Persicaria is a genus with species that are so different that you’re certain to find one to match your needs!
Smart Smartweed facts
Name: Persicaria species
Formerly: Polygonum species
Type: flower, perennial
Height: 8 to 12 inches (20 to 30 cm)
Exposure: full sun, part sun
Soil: ordinary, humus-rich – Flowering: summer and fall (species) – Foliage: evergreen
The Persicaria genus: an introduction
Smartweeds include a great number of plants. Some are annuals, others are perennials, yet others grow into vines. All in all, though, the species you’ll most often find in gardens are perennials.
Most appealing from the many features of Persicaria is its amazing diversity. There are hundreds of shapes and colors to chose from! Indeed, no two persicaria flowers look remotely alike. Perhaps the only thing they have in common is an incredible capacity to cover the ground, and their long-lasting blooming.
For some species, flowers stand tall for months atop slender, upright stems (P. capitatum). For others, the blooming is airy and ethereal, as is the case for P. campanulatum and P. weyrichii which has flowers that look like those of astilbe.
Foliage is often oval, more or less narrow depending on the species.

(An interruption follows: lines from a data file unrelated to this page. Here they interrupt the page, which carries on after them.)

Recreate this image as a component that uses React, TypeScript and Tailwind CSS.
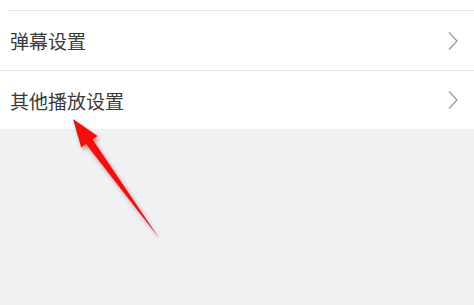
const rows = ['弹幕设置', '其他播放设置']

function Chevron() {
  return (
    <svg width="12" height="20" viewBox="0 0 12 20" className="shrink-0">
      <path d="M2 1.5 L10 10 L2 18.5" fill="none" stroke="#9a9a9a" strokeWidth="1.3" />
    </svg>
  )
}

export default function App() {
  return (
    <div
      className="relative w-[474px] h-[305px] overflow-hidden bg-[#f0f1f3]"
      style={{ fontFamily: '"Noto Sans CJK SC", "Noto Sans", sans-serif' }}
    >
      <div className="bg-white">
        <div className="h-[11px] border-b border-[#e6e6e6] ml-[8px]" />
        {rows.map((label, i) => (
          <div
            key={label}
            className={`flex items-center justify-between pl-[10px] pr-[15px] ${
              i === 0 ? 'h-[60px] border-b border-[#e6e6e6]' : 'h-[58px]'
            }`}
          >
            <span className="text-[19px] leading-none text-[#3a3a3a]">{label}</span>
            <Chevron />
          </div>
        ))}
      </div>

      {/* red annotation arrow */}
      <svg
        className="absolute left-0 top-0 pointer-events-none drop-shadow-[2px_3px_2px_rgba(0,0,0,0.35)]"
        width="474"
        height="305"
        viewBox="0 0 474 305"
      >
        <polygon
          points="73,119 97.5,136 92.6,139.6 159,238 86,144 81.2,147.6"
          fill="#ff0a0a"
        />
      </svg>
    </div>
  )
}
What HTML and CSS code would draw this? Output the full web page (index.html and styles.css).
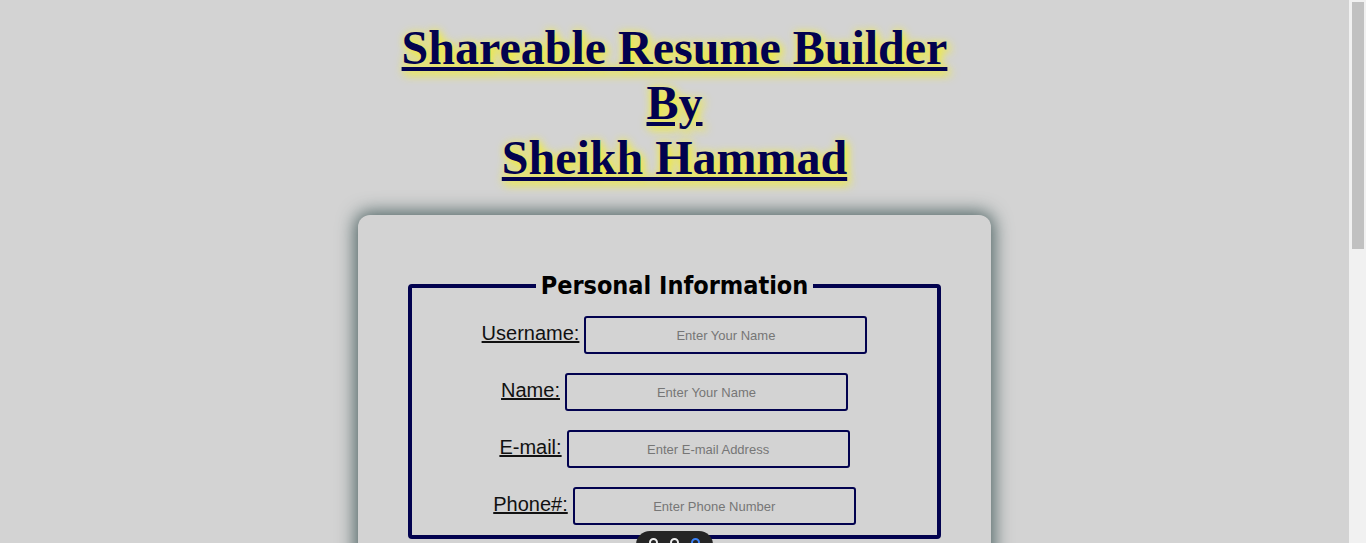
FILE: index.html
```html
<!DOCTYPE html>
<html lang="en">
<head>
    <meta charset="UTF-8">
    <meta name="viewport" content="width=device-width, initial-scale=1.0">
    <title>Shareable Resume Builder</title>
    <link rel="stylesheet" href="styles.css">
</head>
<body>
    <h1 class="title">Shareable Resume Builder<br>By<br>Sheikh Hammad</h1>
    <div class="container">
        <form id="resumeForm">
            <fieldset>
                <legend>Personal Information</legend>
                <div class="row">
                    <label for="username">Username:</label>
                    <input type="text" id="username" placeholder="Enter Your Name">
                </div>
                <div class="row">
                    <label for="name">Name:</label>
                    <input type="text" id="name" placeholder="Enter Your Name">
                </div>
                <div class="row">
                    <label for="email">E-mail:</label>
                    <input type="email" id="email" placeholder="Enter E-mail Address">
                </div>
                <div class="row">
                    <label for="phone">Phone#:</label>
                    <input type="tel" id="phone" placeholder="Enter Phone Number">
                </div>
            </fieldset>
            <fieldset>
                <legend>Education</legend>
                <div class="row">
                    <label for="degree">Degree:</label>
                    <input type="text" id="degree" placeholder="Enter Your Degree">
                </div>
                <div class="row">
                    <label for="school">School:</label>
                    <input type="text" id="school" placeholder="Enter School Name">
                </div>
            </fieldset>
        </form>
    </div>
    <div class="widget">
        <span class="dot"></span><span class="dot"></span><span class="dot blue"></span>
    </div>
    <div class="scrollbar"><div class="thumb"></div></div>
</body>
</html>
```
FILE: styles.css
```css
body {
    background-color: lightgray;
    margin: 8px 25px 8px 8px;
    font-family: 'Liberation Sans', Arial, sans-serif;
}
.title {
    font-family: 'Liberation Serif', 'Times New Roman', serif;
    font-size: 48px;
    font-weight: bold;
    line-height: 55px;
    text-align: center;
    color: #02024f;
    text-decoration: underline;
    text-shadow: 3px 4px 10px #f2ee2c, 0 0 8px #ebe760;
    margin: 12px 0 30px;
}
.container {
    width: 533px;
    margin: 0 auto 60px;
    padding: 56px 50px 40px;
    border-radius: 12px;
    box-shadow: 0 0 18px 3px #4e6464;
    background-color: lightgray;
}
fieldset {
    border: 4px solid #02024f;
    border-radius: 4px;
    margin: 0 0 30px;
    padding: 16px 0 10px;
    display: flex;
    flex-direction: column;
    align-items: center;
    gap: 19px;
}
legend {
    font-family: Tahoma, 'DejaVu Sans Condensed', 'DejaVu Sans', sans-serif;
    font-weight: bold;
    font-size: 25px;
    margin: 0 auto;
    padding: 0 5px;
    color: #000;
}
.row {
    display: flex;
    align-items: baseline;
    gap: 5px;
}
label {
    font-size: 20px;
    color: #111;
    text-decoration: underline;
}
input {
    width: 283px;
    height: 38px;
    box-sizing: border-box;
    border: 2px solid #02024f;
    border-radius: 3px;
    background-color: lightgray;
    font-family: 'Liberation Sans', Arial, sans-serif;
    font-size: 13px;
    text-align: center;
}
input::placeholder {
    color: #767676;
}
.widget {
    position: fixed;
    left: 636px;
    bottom: -20px;
    width: 77px;
    height: 32px;
    background-color: #252525;
    border-radius: 14px;
    display: flex;
    gap: 12px;
    justify-content: center;
    padding-top: 7px;
    box-sizing: border-box;
}
.dot {
    width: 9px;
    height: 9px;
    border-radius: 50%;
    border: 2px solid #eee;
    box-sizing: border-box;
}
.dot.blue {
    border-color: #3b82f6;
}
.scrollbar {
    position: fixed;
    top: 0;
    right: 0;
    width: 17px;
    height: 100%;
    background-color: #f1f1f1;
}
.thumb {
    margin: 2px 2px 0 3px;
    height: 247px;
    background-color: #c1c1c1;
}
```
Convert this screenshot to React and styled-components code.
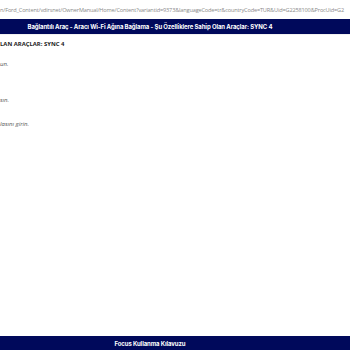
import React from "react";
import styled, { createGlobalStyle } from "styled-components";

const GlobalStyle = createGlobalStyle`
  html, body {
    margin: 0;
    padding: 0;
    background: #ffffff;
    overflow: hidden;
  }
  body {
    font-family: "Open Sans", "Liberation Sans", sans-serif;
  }
`;

const Page = styled.div`
  width: 350px;
  height: 350px;
  display: flex;
  flex-direction: column;
  overflow: hidden;
`;

const UrlLine = styled.div`
  height: 19px;
  display: flex;
  align-items: center;
  font-size: 5.6px;
  color: #8a8a8a;
  white-space: nowrap;
  letter-spacing: -0.16px;
`;

const NavyBar = styled.div`
  height: ${(p) => p.$h}px;
  background: #00095b;
  color: #ffffff;
  display: flex;
  align-items: center;
  justify-content: center;
  padding-right: 50px;
  font-family: Inter, "Liberation Sans", sans-serif;
  font-weight: 700;
  font-size: 6px;
  white-space: nowrap;
  letter-spacing: -0.1px;
`;

const Content = styled.div`
  flex: 1;
  border-top: 1px solid #f1f1f1;
  padding-top: 4px;
  display: flex;
  flex-direction: column;
`;

const Heading = styled.div`
  font-size: 5.9px;
  font-weight: 700;
  color: #222222;
  height: 10px;
  line-height: 10px;
`;

const Para = styled.div`
  font-size: 6px;
  font-style: italic;
  color: #555555;
  margin-top: ${(p) => p.$mt}px;
  height: 10px;
  line-height: 10px;
`;

export default function App() {
  return (
    <Page>
      <GlobalStyle />
      <UrlLine>
        n/Ford_Content/vdirsnet/OwnerManual/Home/Content?variantid=9373&languageCode=tr&countryCode=TUR&Uid=G2258100&ProcUid=G2
      </UrlLine>
      <NavyBar $h={15}>
        Bağlantılı Araç - Aracı Wi-Fi Ağına Bağlama - Şu Özelliklere Sahip Olan Araçlar: SYNC 4
      </NavyBar>
      <Content>
        <Heading>LAN ARAÇLAR: SYNC 4</Heading>
        <Para $mt={10}>un.</Para>
        <Para $mt={26}>sın.</Para>
        <Para $mt={14}>lasını girin.</Para>
      </Content>
      <NavyBar $h={14}>Focus Kullanma Kılavuzu</NavyBar>
    </Page>
  );
}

Again, size varies greatly from one species to the next: under an inch long for some (3 cm) to over a foot (30 cm) for others.
A few species are easier to find than others. Let’s take a look at them here:
From summer to fall, uncountable short stalks appear with lavender-like clusters of pink-red flowers.
Leaves are oval or cordate and turn a beautiful red-orange hue in fall before they drop off.
Persicaria affinis (Syn. Polygonum affinis, Bistorta affinis)
Certainly the favorite of all, since it’s very common in many gardens. The Himalayan bistort is an evergreen species. It will keep its short, lance-shaped leaves during winter, though they’ll take on a lovely bronze sheen in fall.
Flowers appear end of summer, forming dense clusters of red-pink flowers.
The blooming is also a bit different, since the pale pink flowers appear at the beginning of sum mer instead of mid and end of summer.
→ Did you know?
Silver lace vine was long considered part of the Persicaria genus. Today, however, genetic analysis has moved the plant to another genus: Fallopia.
Though you’ll find Polygonum plants growing in all types of soil, there are two things that must be provided: proper drainage, and rather cool soil.
Plant your smartweed preferably in fall to give your plant enough time to produce a root system capable of searching for cool water during drought.
Once you’ve found the right spot, follow these steps to plant your Persicaria:
- Dig a hole about half a foot deep (15 cm).
- Pour a little soil mix (or sand) at the bottom of the hole to promote growth and ensure proper drainage.
- Tease your persicaria from its pot, and open the root ball up a bit to loosen up roots.
- Settle the plant in the hole and backfill. Press the soil around it well.
- Water abundantly.
Pruning and caring for smartweed
Once it’s properly settled in, your smartweed flower won’t require much care. Nonetheless, you should know that most species grow into mounds that cover the ground well. This is great when you plant it atop a mound, but it might mean you have to control it if planted as an edge or in a flower bed. Keep the clump in check by removing stems around the rim of the plant.
If, despite your efforts, the Persicaria clump has grown too large, just pull it out in fall, divide it, and plant it back.
Eliminate wilted flowers at the end of fall.
The easiest way to create new smartweed plants is crown division. You can also cut offshoots out from the base of the clump.
If flowers are left to ripen, you can plant the seeds: they will germinate with a high success rate.
All there is to know about smartweed, persicaria, polygonum
This endearing perennial comes in so many colors and shapes, you’re sure to find one to fit your needs. There’s bound to be a persicaria that’s perfect for:
- flowering a mound
- decorating a flower bed or creating edges
- and even growing in containers for a balcony or terrace.
Its abundant blooming lasts from the beginning of summer up to fall, and some varieties are even considered invasive because their spread is high-paced.
Smart tip about smartweed
Dwarf Persicaria can be planted for ground cover and the resulting effect is remarkable.